* begin Dataset section *

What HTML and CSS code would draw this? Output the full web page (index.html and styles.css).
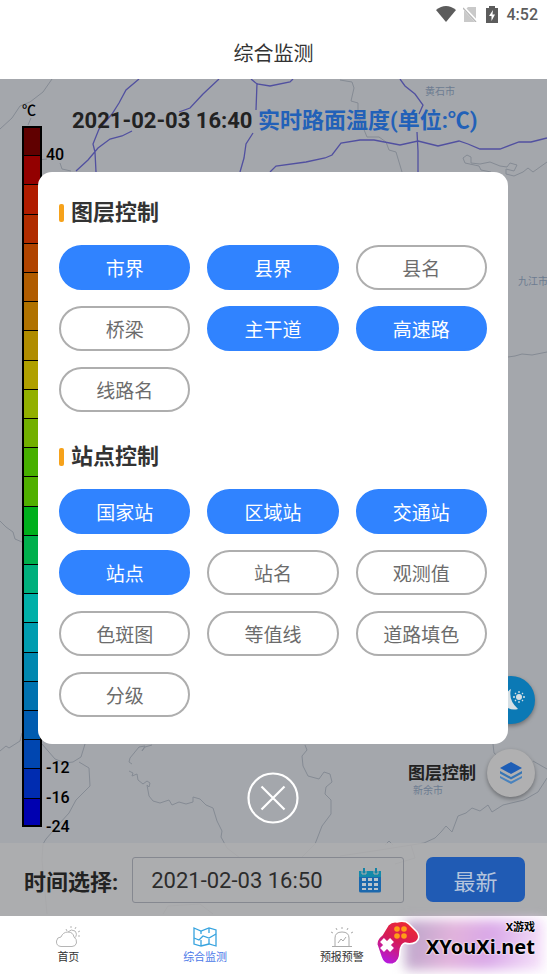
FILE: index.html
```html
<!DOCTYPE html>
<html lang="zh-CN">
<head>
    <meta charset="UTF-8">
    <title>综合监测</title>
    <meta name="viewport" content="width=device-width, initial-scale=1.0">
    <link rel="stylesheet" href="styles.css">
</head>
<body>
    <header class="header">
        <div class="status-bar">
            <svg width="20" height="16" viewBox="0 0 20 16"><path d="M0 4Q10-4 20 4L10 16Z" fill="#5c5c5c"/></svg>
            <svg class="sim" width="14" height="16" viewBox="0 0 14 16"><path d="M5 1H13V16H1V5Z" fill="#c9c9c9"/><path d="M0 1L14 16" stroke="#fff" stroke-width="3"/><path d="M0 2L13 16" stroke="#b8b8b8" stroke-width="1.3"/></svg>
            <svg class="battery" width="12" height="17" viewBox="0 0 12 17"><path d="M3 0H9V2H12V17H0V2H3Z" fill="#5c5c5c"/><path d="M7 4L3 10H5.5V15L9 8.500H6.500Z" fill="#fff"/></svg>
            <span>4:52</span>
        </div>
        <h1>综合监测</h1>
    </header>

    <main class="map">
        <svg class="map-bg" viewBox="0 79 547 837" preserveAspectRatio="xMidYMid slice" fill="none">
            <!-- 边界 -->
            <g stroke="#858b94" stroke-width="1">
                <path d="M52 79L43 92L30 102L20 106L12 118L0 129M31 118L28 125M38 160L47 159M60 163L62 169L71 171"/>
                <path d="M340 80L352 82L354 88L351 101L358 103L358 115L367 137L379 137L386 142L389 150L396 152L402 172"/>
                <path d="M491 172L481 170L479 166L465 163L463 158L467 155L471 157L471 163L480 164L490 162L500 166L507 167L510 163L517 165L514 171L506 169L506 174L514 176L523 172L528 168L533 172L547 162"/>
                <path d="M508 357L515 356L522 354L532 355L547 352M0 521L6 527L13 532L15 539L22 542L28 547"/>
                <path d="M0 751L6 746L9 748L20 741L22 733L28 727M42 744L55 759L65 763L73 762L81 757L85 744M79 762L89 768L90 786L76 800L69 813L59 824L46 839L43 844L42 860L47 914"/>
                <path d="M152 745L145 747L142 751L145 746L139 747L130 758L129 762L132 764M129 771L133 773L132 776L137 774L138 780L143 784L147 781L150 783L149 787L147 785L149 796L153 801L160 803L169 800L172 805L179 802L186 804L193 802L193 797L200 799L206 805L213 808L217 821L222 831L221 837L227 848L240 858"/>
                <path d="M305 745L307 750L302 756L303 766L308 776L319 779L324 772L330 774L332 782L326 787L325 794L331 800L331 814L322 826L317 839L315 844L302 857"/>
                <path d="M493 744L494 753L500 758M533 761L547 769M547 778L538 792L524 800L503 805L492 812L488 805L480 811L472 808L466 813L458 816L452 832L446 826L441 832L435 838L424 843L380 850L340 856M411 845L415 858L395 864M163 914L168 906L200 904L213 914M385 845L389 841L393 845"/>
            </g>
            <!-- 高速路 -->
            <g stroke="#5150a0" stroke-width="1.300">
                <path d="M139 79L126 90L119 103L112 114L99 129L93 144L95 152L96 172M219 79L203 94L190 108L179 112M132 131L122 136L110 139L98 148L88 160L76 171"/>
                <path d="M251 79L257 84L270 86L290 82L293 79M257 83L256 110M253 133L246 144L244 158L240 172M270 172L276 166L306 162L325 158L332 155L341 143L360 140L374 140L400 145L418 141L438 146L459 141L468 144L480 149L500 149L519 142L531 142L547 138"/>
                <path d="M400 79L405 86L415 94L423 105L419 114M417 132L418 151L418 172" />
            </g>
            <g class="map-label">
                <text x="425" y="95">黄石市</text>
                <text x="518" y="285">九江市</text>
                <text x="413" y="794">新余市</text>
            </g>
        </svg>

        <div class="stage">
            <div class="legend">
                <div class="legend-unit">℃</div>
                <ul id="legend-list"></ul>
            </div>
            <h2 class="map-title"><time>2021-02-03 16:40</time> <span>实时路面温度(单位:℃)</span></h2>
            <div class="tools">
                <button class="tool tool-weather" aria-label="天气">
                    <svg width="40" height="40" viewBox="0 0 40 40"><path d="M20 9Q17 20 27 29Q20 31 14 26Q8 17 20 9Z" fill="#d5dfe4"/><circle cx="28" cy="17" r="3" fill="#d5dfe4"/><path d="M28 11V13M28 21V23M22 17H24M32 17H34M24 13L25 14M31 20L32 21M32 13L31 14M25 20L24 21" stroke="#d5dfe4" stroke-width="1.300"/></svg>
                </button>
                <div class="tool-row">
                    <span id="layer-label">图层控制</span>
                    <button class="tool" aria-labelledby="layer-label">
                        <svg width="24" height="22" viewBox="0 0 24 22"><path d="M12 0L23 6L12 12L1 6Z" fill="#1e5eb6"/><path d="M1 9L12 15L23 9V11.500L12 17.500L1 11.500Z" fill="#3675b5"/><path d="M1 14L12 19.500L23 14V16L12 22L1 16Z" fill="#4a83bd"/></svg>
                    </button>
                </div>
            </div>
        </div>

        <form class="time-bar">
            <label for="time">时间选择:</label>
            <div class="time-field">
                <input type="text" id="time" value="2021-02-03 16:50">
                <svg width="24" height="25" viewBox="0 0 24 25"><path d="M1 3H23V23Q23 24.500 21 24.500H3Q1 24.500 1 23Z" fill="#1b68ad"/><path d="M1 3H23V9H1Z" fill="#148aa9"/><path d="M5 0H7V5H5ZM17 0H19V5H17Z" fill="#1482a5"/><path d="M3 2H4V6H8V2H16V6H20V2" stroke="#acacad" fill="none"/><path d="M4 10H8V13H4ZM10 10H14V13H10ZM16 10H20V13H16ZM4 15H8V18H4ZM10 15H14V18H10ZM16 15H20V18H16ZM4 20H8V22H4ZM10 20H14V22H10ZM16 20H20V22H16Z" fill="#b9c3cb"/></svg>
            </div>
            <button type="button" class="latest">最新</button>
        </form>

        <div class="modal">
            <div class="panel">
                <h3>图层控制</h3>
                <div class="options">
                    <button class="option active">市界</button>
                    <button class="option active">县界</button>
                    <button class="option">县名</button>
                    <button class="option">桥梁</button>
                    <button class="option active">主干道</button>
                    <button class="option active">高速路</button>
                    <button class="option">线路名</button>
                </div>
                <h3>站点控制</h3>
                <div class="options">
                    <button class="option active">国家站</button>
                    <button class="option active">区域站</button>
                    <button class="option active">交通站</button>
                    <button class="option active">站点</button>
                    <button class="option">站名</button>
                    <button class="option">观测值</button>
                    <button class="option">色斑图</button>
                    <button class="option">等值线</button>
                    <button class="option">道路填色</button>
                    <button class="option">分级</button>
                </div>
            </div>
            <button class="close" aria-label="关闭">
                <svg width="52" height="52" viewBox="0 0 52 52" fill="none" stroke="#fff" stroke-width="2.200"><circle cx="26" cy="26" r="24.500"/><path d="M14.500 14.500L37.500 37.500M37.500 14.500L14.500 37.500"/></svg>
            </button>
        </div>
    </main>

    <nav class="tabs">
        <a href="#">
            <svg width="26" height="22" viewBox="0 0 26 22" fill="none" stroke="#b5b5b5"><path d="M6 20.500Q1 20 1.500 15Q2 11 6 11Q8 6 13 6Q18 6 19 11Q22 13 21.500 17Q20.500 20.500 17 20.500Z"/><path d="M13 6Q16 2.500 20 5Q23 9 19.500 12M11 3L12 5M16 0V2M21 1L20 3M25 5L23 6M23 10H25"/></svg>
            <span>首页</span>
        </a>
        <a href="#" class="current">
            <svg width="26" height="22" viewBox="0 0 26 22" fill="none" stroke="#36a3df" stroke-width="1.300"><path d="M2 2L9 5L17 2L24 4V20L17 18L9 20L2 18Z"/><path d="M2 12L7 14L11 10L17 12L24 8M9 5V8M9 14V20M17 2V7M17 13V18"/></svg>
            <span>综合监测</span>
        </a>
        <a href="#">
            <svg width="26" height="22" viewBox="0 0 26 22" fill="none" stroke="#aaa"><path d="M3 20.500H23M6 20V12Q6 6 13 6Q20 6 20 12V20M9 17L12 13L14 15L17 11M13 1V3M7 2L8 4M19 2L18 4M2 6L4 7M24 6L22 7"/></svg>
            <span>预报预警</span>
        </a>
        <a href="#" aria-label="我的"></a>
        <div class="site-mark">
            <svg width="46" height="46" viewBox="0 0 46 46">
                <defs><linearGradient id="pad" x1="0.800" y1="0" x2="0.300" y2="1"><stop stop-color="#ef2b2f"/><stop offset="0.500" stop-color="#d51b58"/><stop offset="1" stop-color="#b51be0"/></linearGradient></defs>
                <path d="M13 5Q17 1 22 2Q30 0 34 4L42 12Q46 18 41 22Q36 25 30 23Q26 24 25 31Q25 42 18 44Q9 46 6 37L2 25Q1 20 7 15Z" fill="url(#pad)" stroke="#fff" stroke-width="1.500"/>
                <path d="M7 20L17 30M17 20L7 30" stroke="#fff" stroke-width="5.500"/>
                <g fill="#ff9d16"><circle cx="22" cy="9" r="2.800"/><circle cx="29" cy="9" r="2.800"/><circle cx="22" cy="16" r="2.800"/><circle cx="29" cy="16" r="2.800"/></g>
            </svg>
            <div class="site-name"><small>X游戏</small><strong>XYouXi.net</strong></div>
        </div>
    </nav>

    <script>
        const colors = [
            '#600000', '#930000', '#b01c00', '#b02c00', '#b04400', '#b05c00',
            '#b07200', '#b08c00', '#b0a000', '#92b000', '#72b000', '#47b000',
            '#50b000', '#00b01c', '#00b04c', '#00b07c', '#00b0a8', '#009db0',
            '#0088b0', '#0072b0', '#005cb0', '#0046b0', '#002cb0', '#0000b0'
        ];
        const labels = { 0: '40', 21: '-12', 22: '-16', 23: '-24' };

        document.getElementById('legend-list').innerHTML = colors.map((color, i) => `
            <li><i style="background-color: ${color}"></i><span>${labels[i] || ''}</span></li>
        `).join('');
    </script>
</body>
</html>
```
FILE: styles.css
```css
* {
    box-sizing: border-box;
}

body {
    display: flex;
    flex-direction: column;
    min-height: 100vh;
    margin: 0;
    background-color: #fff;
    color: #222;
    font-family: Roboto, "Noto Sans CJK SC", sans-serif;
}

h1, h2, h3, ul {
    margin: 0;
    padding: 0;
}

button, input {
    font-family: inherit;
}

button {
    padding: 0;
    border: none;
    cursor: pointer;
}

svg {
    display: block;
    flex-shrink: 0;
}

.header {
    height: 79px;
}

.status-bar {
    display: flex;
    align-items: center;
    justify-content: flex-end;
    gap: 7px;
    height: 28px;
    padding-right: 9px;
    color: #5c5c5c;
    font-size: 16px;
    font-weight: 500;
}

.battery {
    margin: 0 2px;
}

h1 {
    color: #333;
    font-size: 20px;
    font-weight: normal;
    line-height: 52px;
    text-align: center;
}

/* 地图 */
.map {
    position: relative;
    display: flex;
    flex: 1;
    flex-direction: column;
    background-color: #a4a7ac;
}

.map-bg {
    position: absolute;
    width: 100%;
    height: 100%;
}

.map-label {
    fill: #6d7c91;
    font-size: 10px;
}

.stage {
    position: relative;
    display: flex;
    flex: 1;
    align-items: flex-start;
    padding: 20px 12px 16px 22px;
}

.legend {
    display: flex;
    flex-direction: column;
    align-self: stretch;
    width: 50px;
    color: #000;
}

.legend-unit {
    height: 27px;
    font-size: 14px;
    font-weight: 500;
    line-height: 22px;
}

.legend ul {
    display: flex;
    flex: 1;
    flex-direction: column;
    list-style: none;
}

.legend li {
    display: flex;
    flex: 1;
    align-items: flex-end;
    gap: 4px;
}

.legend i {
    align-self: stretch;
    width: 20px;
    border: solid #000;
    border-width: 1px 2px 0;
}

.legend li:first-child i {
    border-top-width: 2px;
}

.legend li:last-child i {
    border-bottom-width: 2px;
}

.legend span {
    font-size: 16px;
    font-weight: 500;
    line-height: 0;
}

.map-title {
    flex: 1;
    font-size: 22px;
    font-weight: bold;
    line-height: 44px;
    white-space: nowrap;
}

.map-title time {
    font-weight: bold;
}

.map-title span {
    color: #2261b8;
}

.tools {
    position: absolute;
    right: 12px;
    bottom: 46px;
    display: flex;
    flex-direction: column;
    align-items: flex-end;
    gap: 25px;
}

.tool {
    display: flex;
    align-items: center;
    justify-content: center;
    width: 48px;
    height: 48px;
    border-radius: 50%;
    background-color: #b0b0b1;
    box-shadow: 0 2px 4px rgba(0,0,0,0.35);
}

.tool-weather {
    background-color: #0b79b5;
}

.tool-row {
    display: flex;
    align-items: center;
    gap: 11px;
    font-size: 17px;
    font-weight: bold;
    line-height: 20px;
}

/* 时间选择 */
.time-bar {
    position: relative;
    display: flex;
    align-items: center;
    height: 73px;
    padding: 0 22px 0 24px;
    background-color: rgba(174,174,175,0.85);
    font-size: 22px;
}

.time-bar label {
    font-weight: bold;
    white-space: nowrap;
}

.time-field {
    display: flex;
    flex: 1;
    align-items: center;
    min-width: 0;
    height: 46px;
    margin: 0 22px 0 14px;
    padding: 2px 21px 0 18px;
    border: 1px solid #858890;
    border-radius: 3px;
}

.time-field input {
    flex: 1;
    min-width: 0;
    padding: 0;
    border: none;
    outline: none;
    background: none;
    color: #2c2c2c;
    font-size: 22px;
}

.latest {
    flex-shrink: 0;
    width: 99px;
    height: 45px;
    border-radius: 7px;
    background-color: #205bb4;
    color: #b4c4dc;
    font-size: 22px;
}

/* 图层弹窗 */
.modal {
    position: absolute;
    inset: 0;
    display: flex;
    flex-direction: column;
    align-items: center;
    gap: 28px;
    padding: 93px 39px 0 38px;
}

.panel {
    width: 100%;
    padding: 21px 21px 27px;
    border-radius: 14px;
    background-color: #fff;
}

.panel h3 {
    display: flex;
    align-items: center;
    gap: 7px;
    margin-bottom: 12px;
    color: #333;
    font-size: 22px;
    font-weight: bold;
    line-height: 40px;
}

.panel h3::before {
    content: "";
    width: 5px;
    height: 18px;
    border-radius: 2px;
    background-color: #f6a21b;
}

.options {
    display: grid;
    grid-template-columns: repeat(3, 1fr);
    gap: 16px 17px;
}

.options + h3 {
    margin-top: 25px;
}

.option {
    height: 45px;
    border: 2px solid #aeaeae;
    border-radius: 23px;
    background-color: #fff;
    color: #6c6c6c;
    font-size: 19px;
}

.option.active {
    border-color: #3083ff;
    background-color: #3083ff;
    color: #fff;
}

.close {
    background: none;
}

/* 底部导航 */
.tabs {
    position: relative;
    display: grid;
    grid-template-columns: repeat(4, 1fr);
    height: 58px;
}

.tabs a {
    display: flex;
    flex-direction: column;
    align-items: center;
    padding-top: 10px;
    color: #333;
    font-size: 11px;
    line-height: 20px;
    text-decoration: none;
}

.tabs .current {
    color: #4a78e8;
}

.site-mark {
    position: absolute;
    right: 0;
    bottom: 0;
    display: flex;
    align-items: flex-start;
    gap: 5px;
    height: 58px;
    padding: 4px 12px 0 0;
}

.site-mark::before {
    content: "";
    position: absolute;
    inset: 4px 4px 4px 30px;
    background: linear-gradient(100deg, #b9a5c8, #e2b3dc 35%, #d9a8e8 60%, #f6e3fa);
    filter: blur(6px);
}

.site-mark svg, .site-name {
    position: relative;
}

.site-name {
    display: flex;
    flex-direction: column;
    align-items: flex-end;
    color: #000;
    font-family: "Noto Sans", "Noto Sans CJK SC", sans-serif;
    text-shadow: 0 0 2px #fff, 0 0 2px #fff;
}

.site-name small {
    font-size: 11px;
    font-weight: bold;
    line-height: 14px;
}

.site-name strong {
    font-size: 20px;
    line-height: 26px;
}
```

* end Dataset section *

= What you are asked to do =
All lines above containing the string "index" are to be collected.

= Solution for this exercise =
What HTML and CSS code would draw this? Output the full web page (index.html and styles.css).
FILE: index.html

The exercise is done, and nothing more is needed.